Roger sonrió ante el grito de esas aves mientras una suave brisa marina le acariciaba el pelo largo. Todo era tan diferente de casa. De ese pequeño valle en el que había crecido y que ahora quedaba tan, tan lejos.

Hacía ya más de un año que había abandonado su hogar en los Pirineos y en todo este tiempo, el mundo había crecido enormemente. No, se obligó a pensar, el mundo no ha crecido, siempre ha sido igua de grande es sólo que ahora sé más cosas de él.

De camino a Marsella se habían cruzado con un grupo de cátaros. Pese a ser cristianos como ellos, veían algunas cuestiones de manera muy diferente a como siempre le habían enseñado. Al principio, a Roger le fue muy sencillo pensar que simplemente estaban equivocados.
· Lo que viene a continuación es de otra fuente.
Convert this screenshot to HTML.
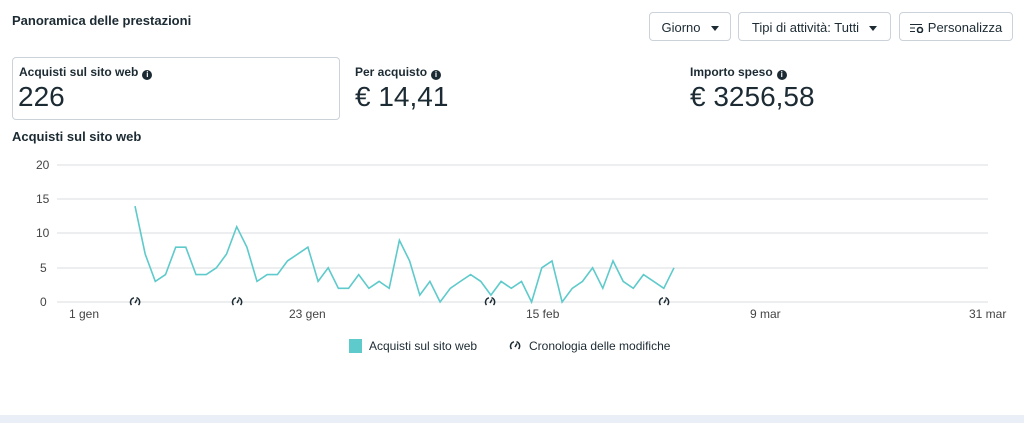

Al fin y al cabo, los cátaros eran un grupo pequeño que se encontraba sólo al otro lado de los Pirineos y ellos, los verdaderos cristianos estaban por todas partes. A medida que iba avanzando el viaje, empezó a cambiar su punto de vista y se lamentaba de no haber aprovechado la oportunidad de aprender algo más de ellos.

En Marsella en el barco en el que embarcaron viajaban también varias familías judías. Pero, sobre todo, estaba Judith. Una mujer de veinticinco años que se había quedado viuda recientemente y que volvía a Italia con su familía. Todo en su figura era embriagante y sensual y le enseñó a Roger un mundo nuevo de sensaciones y placeres. Ahora, que llegaba finalmente a su meta, todavía podía sentir en sus dedos el recuerdo de la suave piel de la mujer judía.

A su lado el caballero de Montcada desembarcó en el puerto de Paphos y casi por pura inercia Roger le siguió. Que fácil había sido irse de casa de sus padres el año anterior. El mundo era tan pequeño, tan sencillo. Ellos, los cruzados, eran lo buenos y tenían el deber de vencer al perro infiel y recuperar Tierra Santa. Pero ya no lo veía tan claro.

Lo que antes era una simple composición de blanco y negro ahora se había convertido en un matiz de grises. ¿Estaría haciendo lo correcto?

Mientras seguía con el debate interno, Roger Desllor siguió el camino que le llevaría al capítulo de la Orden de los Caballeros del Hospital de San Juan, donde sería ordenado Caballero de Honor y Devoción.